BEGIN

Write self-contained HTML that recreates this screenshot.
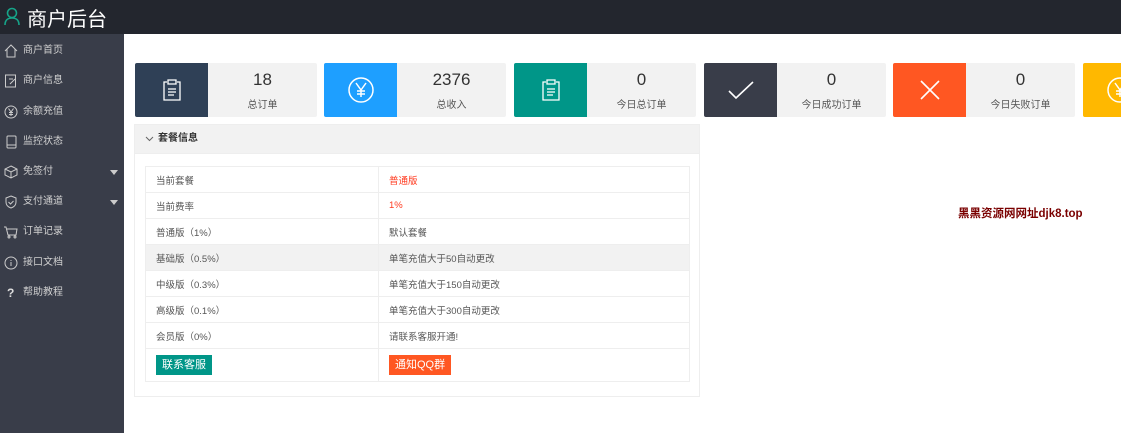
<!DOCTYPE html>
<html><head><meta charset="utf-8"><style>
*{margin:0;padding:0;box-sizing:border-box}
body{width:1121px;height:433px;overflow:hidden;background:#fff;font-family:"Liberation Sans","Noto Sans CJK SC",sans-serif;position:relative}
.hd{position:absolute;left:0;top:0;width:1121px;height:34px;background:#23262e}
.hd .t{position:absolute;left:27px;top:3px;font-size:20px;color:#fff}
.sb{position:absolute;left:0;top:34px;width:124px;height:399px;background:#393d49}
.it{position:absolute;left:0;height:30px;width:124px;color:#d0d0d0;font-size:10px;line-height:30px;padding-left:23px}
.it svg{position:absolute;left:4px;top:8px}
.arr{position:absolute;right:6px;top:13px;border:4px solid transparent;border-top:5px solid #ccc}
.card{position:absolute;top:63px;width:182px;height:54px;background:#f2f2f2;border-radius:2px;overflow:hidden}
.card .ic{position:absolute;left:0;top:0;width:73px;height:54px}
.card .n{position:absolute;left:73px;right:0;top:7px;text-align:center;font-size:17px;color:#333}
.card .l{position:absolute;left:73px;right:0;top:33px;text-align:center;font-size:10px;color:#555}
.ic svg{position:absolute;left:24px;top:14px}
.pn{position:absolute;left:134px;top:124px;width:566px;height:273px;border:1px solid #eee}
.ph{height:29px;background:#f2f2f2;border-bottom:1px solid #eee;font-size:10px;color:#333;line-height:28px;padding-left:23px;font-weight:bold;position:relative}
table{position:absolute;left:10px;top:41px;width:545px;border-collapse:collapse;font-size:9.5px;color:#555}
td{border:1px solid #eee;height:26px;padding-left:10px}
td:first-child{width:233px}
.red{color:#ff3a1f}
.btn{display:inline-block;color:#fff;font-size:11px;height:20px;line-height:20px;padding:0 6px}
.wm{position:absolute;left:958px;top:205px;font-size:11.5px;font-weight:bold;color:#7a0000}
</style></head><body>
<div class="hd"><svg style="position:absolute;left:4px;top:7px" width="16" height="18" viewBox="0 0 16 18"><circle cx="8" cy="6" r="4.5" fill="none" stroke="#16a589" stroke-width="1.6"/><path d="M1 18c0-5 3-7 7-7s7 2 7 7" fill="none" stroke="#16a589" stroke-width="1.6"/></svg><div class="t">商户后台</div></div>
<div class="sb">
<div class="it" style="top:2px"><svg width="14" height="14" viewBox="0 0 14 14" fill="none" stroke="#ccc"><path d="M1 7L7 1l6 6M3 5v8h8V5"/></svg>商户首页</div>
<div class="it" style="top:32px"><svg width="14" height="14" viewBox="0 0 14 14" fill="none" stroke="#ccc"><rect x="1.5" y="1" width="10" height="12"/><path d="M5 5h4M6 10l5-5"/></svg>商户信息</div>
<div class="it" style="top:63px"><svg width="14" height="14" viewBox="0 0 14 14" fill="none" stroke="#ccc"><circle cx="7" cy="7" r="6"/><path d="M4.5 3.5L7 7l2.5-3.5M7 7v4M5 7.5h4M5 9.5h4"/></svg>余额充值</div>
<div class="it" style="top:93px"><svg width="14" height="14" viewBox="0 0 14 14" fill="none" stroke="#ccc"><rect x="3" y="1" width="9" height="12" rx="1"/><path d="M3 10h9"/></svg>监控状态</div>
<div class="it" style="top:123px"><svg width="14" height="14" viewBox="0 0 14 14" fill="none" stroke="#ccc"><path d="M7 1l6 3v6l-6 3-6-3V4zM1 4l6 3 6-3M7 7v6"/></svg>免签付<span class="arr"></span></div>
<div class="it" style="top:153px"><svg width="14" height="14" viewBox="0 0 14 14" fill="none" stroke="#ccc"><path d="M7 1l5 2v4c0 3-2 5-5 6-3-1-5-3-5-6V3z"/><path d="M4.5 7l2 2 3-3"/></svg>支付通道<span class="arr"></span></div>
<div class="it" style="top:183px"><svg width="14" height="14" viewBox="0 0 14 14" fill="none" stroke="#ccc"><path d="M0 2h2l2 8h8l1-6H3"/><circle cx="5" cy="12" r="1"/><circle cx="11" cy="12" r="1"/></svg>订单记录</div>
<div class="it" style="top:214px"><svg width="14" height="14" viewBox="0 0 14 14" fill="none" stroke="#ccc"><circle cx="7" cy="7" r="6"/><path d="M7 6v4M7 4v1"/></svg>接口文档</div>
<div class="it" style="top:244px"><span style="position:absolute;left:7px;font-weight:bold;font-size:12px;color:#ddd">?</span>帮助教程</div>
</div>
<div class="card" style="left:135px"><div class="ic" style="background:#2f4056"><svg width="26" height="26" viewBox="0 0 26 26" fill="none" stroke="#fff" stroke-width="1.3"><path d="M8 5H5v18h16V5h-3M9 3h8v4H9zM9 12h8M9 15h8M9 18h6"/></svg></div><div class="n">18</div><div class="l">总订单</div></div>
<div class="card" style="left:324px"><div class="ic" style="background:#1e9fff"><svg width="26" height="26" viewBox="0 0 26 26" fill="none" stroke="#fff" stroke-width="1.5"><circle cx="13" cy="13" r="12"/><path d="M8 6l5 7 5-7M13 13v7M9 14h8M9 17h8"/></svg></div><div class="n">2376</div><div class="l">总收入</div></div>
<div class="card" style="left:514px"><div class="ic" style="background:#009688"><svg width="26" height="26" viewBox="0 0 26 26" fill="none" stroke="#fff" stroke-width="1.3"><path d="M8 5H5v18h16V5h-3M9 3h8v4H9zM9 12h8M9 15h8M9 18h6"/></svg></div><div class="n">0</div><div class="l">今日总订单</div></div>
<div class="card" style="left:704px"><div class="ic" style="background:#393d49"><svg width="26" height="26" viewBox="0 0 26 26" fill="none" stroke="#fff" stroke-width="1.6"><path d="M1 14l7 7L25 5"/></svg></div><div class="n">0</div><div class="l">今日成功订单</div></div>
<div class="card" style="left:893px"><div class="ic" style="background:#ff5722"><svg width="26" height="26" viewBox="0 0 26 26" fill="none" stroke="#fff" stroke-width="1.6"><path d="M4 4l18 18M22 4L4 22"/></svg></div><div class="n">0</div><div class="l">今日失败订单</div></div>
<div class="card" style="left:1083px"><div class="ic" style="background:#ffb800"><svg width="26" height="26" viewBox="0 0 26 26" fill="none" stroke="#fff" stroke-width="1.5"><circle cx="13" cy="13" r="12"/><path d="M8 6l5 7 5-7M13 13v7M9 14h8M9 17h8"/></svg></div></div>
<div class="pn"><div class="ph"><svg style="position:absolute;left:10px;top:11px" width="9" height="6" viewBox="0 0 9 6" fill="none" stroke="#666"><path d="M1 1l3.5 3.5L8 1"/></svg>套餐信息</div>
<table>
<tr><td>当前套餐</td><td class="red">普通版</td></tr>
<tr><td>当前费率</td><td class="red">1%</td></tr>
<tr><td>普通版（1%）</td><td>默认套餐</td></tr>
<tr style="background:#f2f2f2"><td>基础版（0.5%）</td><td>单笔充值大于50自动更改</td></tr>
<tr><td>中级版（0.3%）</td><td>单笔充值大于150自动更改</td></tr>
<tr><td>高级版（0.1%）</td><td>单笔充值大于300自动更改</td></tr>
<tr><td>会员版（0%）</td><td>请联系客服开通!</td></tr>
<tr><td style="height:33px"><span class="btn" style="background:#009688">联系客服</span></td><td><span class="btn" style="background:#ff5722">通知QQ群</span></td></tr>
</table></div>
<div class="wm">黑黑资源网网址djk8.top</div>
</body></html>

END

● **What is needed**
Output the data exactly. Pictures don't belong in the result.

● **Correct response**
Write self-contained HTML that recreates this screenshot.
<!DOCTYPE html>
<html><head><meta charset="utf-8"><style>
*{margin:0;padding:0;box-sizing:border-box}
body{width:1121px;height:433px;overflow:hidden;background:#fff;font-family:"Liberation Sans","Noto Sans CJK SC",sans-serif;position:relative}
.hd{position:absolute;left:0;top:0;width:1121px;height:34px;background:#23262e}
.hd .t{position:absolute;left:27px;top:3px;font-size:20px;color:#fff}
.sb{position:absolute;left:0;top:34px;width:124px;height:399px;background:#393d49}
.it{position:absolute;left:0;height:30px;width:124px;color:#d0d0d0;font-size:10px;line-height:30px;padding-left:23px}
.it svg{position:absolute;left:4px;top:8px}
.arr{position:absolute;right:6px;top:13px;border:4px solid transparent;border-top:5px solid #ccc}
.card{position:absolute;top:63px;width:182px;height:54px;background:#f2f2f2;border-radius:2px;overflow:hidden}
.card .ic{position:absolute;left:0;top:0;width:73px;height:54px}
.card .n{position:absolute;left:73px;right:0;top:7px;text-align:center;font-size:17px;color:#333}
.card .l{position:absolute;left:73px;right:0;top:33px;text-align:center;font-size:10px;color:#555}
.ic svg{position:absolute;left:24px;top:14px}
.pn{position:absolute;left:134px;top:124px;width:566px;height:273px;border:1px solid #eee}
.ph{height:29px;background:#f2f2f2;border-bottom:1px solid #eee;font-size:10px;color:#333;line-height:28px;padding-left:23px;font-weight:bold;position:relative}
table{position:absolute;left:10px;top:41px;width:545px;border-collapse:collapse;font-size:9.5px;color:#555}
td{border:1px solid #eee;height:26px;padding-left:10px}
td:first-child{width:233px}
.red{color:#ff3a1f}
.btn{display:inline-block;color:#fff;font-size:11px;height:20px;line-height:20px;padding:0 6px}
.wm{position:absolute;left:958px;top:205px;font-size:11.5px;font-weight:bold;color:#7a0000}
</style></head><body>
<div class="hd"><svg style="position:absolute;left:4px;top:7px" width="16" height="18" viewBox="0 0 16 18"><circle cx="8" cy="6" r="4.5" fill="none" stroke="#16a589" stroke-width="1.6"/><path d="M1 18c0-5 3-7 7-7s7 2 7 7" fill="none" stroke="#16a589" stroke-width="1.6"/></svg><div class="t">商户后台</div></div>
<div class="sb">
<div class="it" style="top:2px"><svg width="14" height="14" viewBox="0 0 14 14" fill="none" stroke="#ccc"><path d="M1 7L7 1l6 6M3 5v8h8V5"/></svg>商户首页</div>
<div class="it" style="top:32px"><svg width="14" height="14" viewBox="0 0 14 14" fill="none" stroke="#ccc"><rect x="1.5" y="1" width="10" height="12"/><path d="M5 5h4M6 10l5-5"/></svg>商户信息</div>
<div class="it" style="top:63px"><svg width="14" height="14" viewBox="0 0 14 14" fill="none" stroke="#ccc"><circle cx="7" cy="7" r="6"/><path d="M4.5 3.5L7 7l2.5-3.5M7 7v4M5 7.5h4M5 9.5h4"/></svg>余额充值</div>
<div class="it" style="top:93px"><svg width="14" height="14" viewBox="0 0 14 14" fill="none" stroke="#ccc"><rect x="3" y="1" width="9" height="12" rx="1"/><path d="M3 10h9"/></svg>监控状态</div>
<div class="it" style="top:123px"><svg width="14" height="14" viewBox="0 0 14 14" fill="none" stroke="#ccc"><path d="M7 1l6 3v6l-6 3-6-3V4zM1 4l6 3 6-3M7 7v6"/></svg>免签付<span class="arr"></span></div>
<div class="it" style="top:153px"><svg width="14" height="14" viewBox="0 0 14 14" fill="none" stroke="#ccc"><path d="M7 1l5 2v4c0 3-2 5-5 6-3-1-5-3-5-6V3z"/><path d="M4.5 7l2 2 3-3"/></svg>支付通道<span class="arr"></span></div>
<div class="it" style="top:183px"><svg width="14" height="14" viewBox="0 0 14 14" fill="none" stroke="#ccc"><path d="M0 2h2l2 8h8l1-6H3"/><circle cx="5" cy="12" r="1"/><circle cx="11" cy="12" r="1"/></svg>订单记录</div>
<div class="it" style="top:214px"><svg width="14" height="14" viewBox="0 0 14 14" fill="none" stroke="#ccc"><circle cx="7" cy="7" r="6"/><path d="M7 6v4M7 4v1"/></svg>接口文档</div>
<div class="it" style="top:244px"><span style="position:absolute;left:7px;font-weight:bold;font-size:12px;color:#ddd">?</span>帮助教程</div>
</div>
<div class="card" style="left:135px"><div class="ic" style="background:#2f4056"><svg width="26" height="26" viewBox="0 0 26 26" fill="none" stroke="#fff" stroke-width="1.3"><path d="M8 5H5v18h16V5h-3M9 3h8v4H9zM9 12h8M9 15h8M9 18h6"/></svg></div><div class="n">18</div><div class="l">总订单</div></div>
<div class="card" style="left:324px"><div class="ic" style="background:#1e9fff"><svg width="26" height="26" viewBox="0 0 26 26" fill="none" stroke="#fff" stroke-width="1.5"><circle cx="13" cy="13" r="12"/><path d="M8 6l5 7 5-7M13 13v7M9 14h8M9 17h8"/></svg></div><div class="n">2376</div><div class="l">总收入</div></div>
<div class="card" style="left:514px"><div class="ic" style="background:#009688"><svg width="26" height="26" viewBox="0 0 26 26" fill="none" stroke="#fff" stroke-width="1.3"><path d="M8 5H5v18h16V5h-3M9 3h8v4H9zM9 12h8M9 15h8M9 18h6"/></svg></div><div class="n">0</div><div class="l">今日总订单</div></div>
<div class="card" style="left:704px"><div class="ic" style="background:#393d49"><svg width="26" height="26" viewBox="0 0 26 26" fill="none" stroke="#fff" stroke-width="1.6"><path d="M1 14l7 7L25 5"/></svg></div><div class="n">0</div><div class="l">今日成功订单</div></div>
<div class="card" style="left:893px"><div class="ic" style="background:#ff5722"><svg width="26" height="26" viewBox="0 0 26 26" fill="none" stroke="#fff" stroke-width="1.6"><path d="M4 4l18 18M22 4L4 22"/></svg></div><div class="n">0</div><div class="l">今日失败订单</div></div>
<div class="card" style="left:1083px"><div class="ic" style="background:#ffb800"><svg width="26" height="26" viewBox="0 0 26 26" fill="none" stroke="#fff" stroke-width="1.5"><circle cx="13" cy="13" r="12"/><path d="M8 6l5 7 5-7M13 13v7M9 14h8M9 17h8"/></svg></div></div>
<div class="pn"><div class="ph"><svg style="position:absolute;left:10px;top:11px" width="9" height="6" viewBox="0 0 9 6" fill="none" stroke="#666"><path d="M1 1l3.5 3.5L8 1"/></svg>套餐信息</div>
<table>
<tr><td>当前套餐</td><td class="red">普通版</td></tr>
<tr><td>当前费率</td><td class="red">1%</td></tr>
<tr><td>普通版（1%）</td><td>默认套餐</td></tr>
<tr style="background:#f2f2f2"><td>基础版（0.5%）</td><td>单笔充值大于50自动更改</td></tr>
<tr><td>中级版（0.3%）</td><td>单笔充值大于150自动更改</td></tr>
<tr><td>高级版（0.1%）</td><td>单笔充值大于300自动更改</td></tr>
<tr><td>会员版（0%）</td><td>请联系客服开通!</td></tr>
<tr><td style="height:33px"><span class="btn" style="background:#009688">联系客服</span></td><td><span class="btn" style="background:#ff5722">通知QQ群</span></td></tr>
</table></div>
<div class="wm">黑黑资源网网址djk8.top</div>
</body></html>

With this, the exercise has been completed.